Yauheni Zalaty

Personal information
- Nationality: Belarusian
- Born: 9 September 1999 (age 26) Krasnapollye, Belarus

Sport
- Sport: Rowing

Medal record
Men's rowing
Representing Individual Neutral Athletes
Olympic Games
| Silver medal – second place | 2024 Paris | Single sculls |
World Championships
| Silver medal – second place | 2026 Amsterdam | Single sculls |
| Bronze medal – third place | 2025 Shanghai | Single sculls |
European Championships
| Gold medal – first place | 2025 Plovdiv | Single sculls |
| Silver medal – second place | 2026 Varese | Single sculls |

= Yauheni Zalaty =

Belarusian rower

Yauheni Zalaty (Яўгеній Залаты; born 9 September 1999) is a rower from Belarus. He won a silver medal in the single sculls at the 2024 Paris Olympics competing as an Individual Neutral Athlete.

==Career==
He won a silver medal at the 2017 World Rowing Junior Championships in Trakai, Lithuania.
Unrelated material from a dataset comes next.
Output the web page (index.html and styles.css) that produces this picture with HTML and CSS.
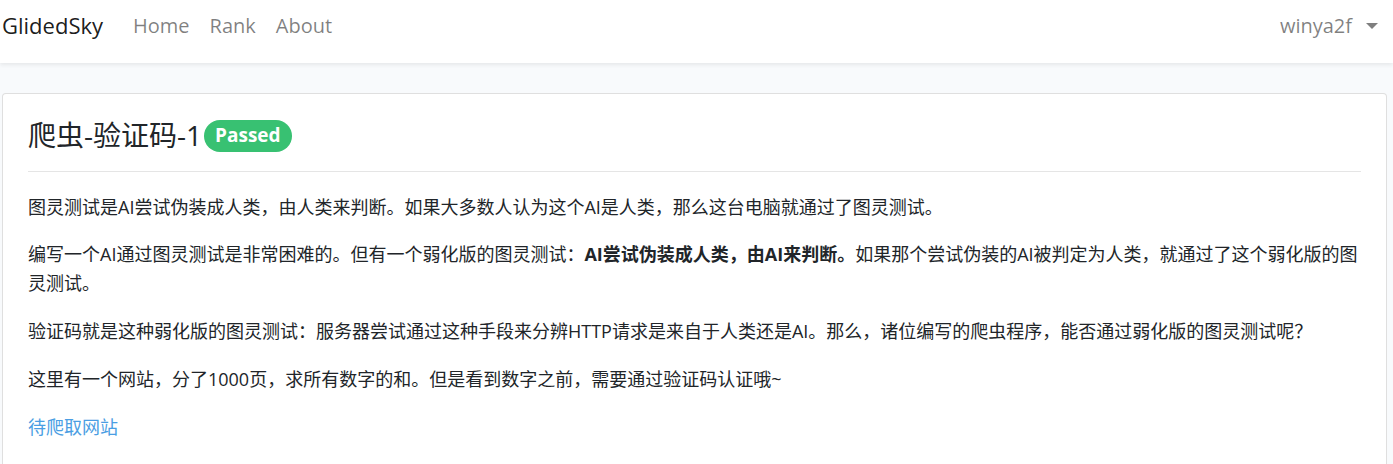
FILE: index.html
```html
<!DOCTYPE html>
<html lang="zh-CN">
<head>
    <meta charset="UTF-8">
    <meta name="viewport" content="width=device-width, initial-scale=1.0">
    <title>GlidedSky</title>
    <link rel="stylesheet" href="styles.css">
</head>
<body>
    <nav class="navbar">
        <a class="brand" href="#">GlidedSky</a>
        <ul class="nav-links">
            <li><a href="#">Home</a></li>
            <li><a href="#">Rank</a></li>
            <li><a href="#">About</a></li>
        </ul>
        <a class="user" href="#">winya2f<span class="caret"></span></a>
    </nav>

    <main class="content">
        <div class="card">
            <h3 class="card-title">爬虫-验证码-1<span class="badge">Passed</span></h3>
            <hr>
            <p>图灵测试是AI尝试伪装成人类，由人类来判断。如果大多数人认为这个AI是人类，那么这台电脑就通过了图灵测试。</p>
            <p>编写一个AI通过图灵测试是非常困难的。但有一个弱化版的图灵测试：<strong>AI尝试伪装成人类，由AI来判断。</strong>如果那个尝试伪装的AI被判定为人类，就通过了这个弱化版的图灵测试。</p>
            <p>验证码就是这种弱化版的图灵测试：服务器尝试通过这种手段来分辨HTTP请求是来自于人类还是AI。那么，诸位编写的爬虫程序，能否通过弱化版的图灵测试呢？</p>
            <p>这里有一个网站，分了1000页，求所有数字的和。但是看到数字之前，需要通过验证码认证哦~</p>
            <p><a class="link" href="#">待爬取网站</a></p>
        </div>
    </main>
</body>
</html>
```

FILE: styles.css
```css
* {
    box-sizing: border-box;
}
body {
    margin: 0;
    background-color: #f8fafc;
    color: #212529;
    font-family: "Open Sans", "Noto Sans CJK SC", sans-serif;
    font-size: 18px;
}
a {
    text-decoration: none;
}
.navbar {
    display: flex;
    align-items: center;
    height: 63px;
    padding: 0 5px 13px 2px;
    background-color: #fff;
    box-shadow: 0 2px 4px rgba(0, 0, 0, 0.075);
}
.brand {
    color: rgba(0, 0, 0, 0.9);
    font-size: 22px;
    margin-right: 20px;
}
.nav-links {
    display: flex;
    list-style: none;
    margin: 0;
    padding: 0;
    flex: 1;
}
.nav-links a,
.user {
    display: block;
    color: rgba(0, 0, 0, 0.5);
    font-size: 20px;
    padding: 0 10px;
}
.caret {
    display: inline-block;
    margin-left: 14px;
    vertical-align: 4px;
    border-top: 6px solid rgba(0, 0, 0, 0.5);
    border-left: 6px solid transparent;
    border-right: 6px solid transparent;
}
.content {
    padding: 30px 6px 0 2px;
}
.card {
    background-color: #fff;
    border: 1px solid rgba(0, 0, 0, 0.125);
    border-radius: 4px;
    padding: 25px 25px 10px;
}
.card-title {
    display: flex;
    align-items: center;
    margin: 0;
    font-size: 28px;
    font-weight: 400;
    line-height: 1.2;
}
.badge {
    margin-left: 2px;
    padding: 3px 11px 4px;
    border-radius: 16px;
    background-color: #38c172;
    color: #fff;
    font-size: 19px;
    font-weight: 700;
    line-height: 25px;
}
hr {
    margin: 18px 0 21px;
    border: 0;
    border-top: 1px solid rgba(0, 0, 0, 0.1);
}
p {
    margin: 0 0 19px;
    line-height: 28.8px;
}
.link {
    color: #4a9ee3;
}
```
He won the B final at the 2023 World Rowing Championships in the Men's single sculls.

He won bronze in the single sculls at the 2024 World Rowing Cup II in Lucerne, Switzerland in May 2024.

He was granted selection to compete at the 2024 Summer Olympics in Paris as an Individual Neutral Athlete in July 2024, despite the suspension of the Belarusian federation. He competed in the single sculls and won a silver medal.

On 17 September 2024, Zalaty alongside other state officials, including military, attended the official ceremony at the Palace of Independence where he was presented with state awards by Belarusian President Aleksandr Lukashenko.

He won the gold medal in the single sculls at the 2025 European Rowing Championships in Plovdiv. Zalaty won the bronze medal in the single sculls at the 2025 World Rowing Championships in Shanghai, China.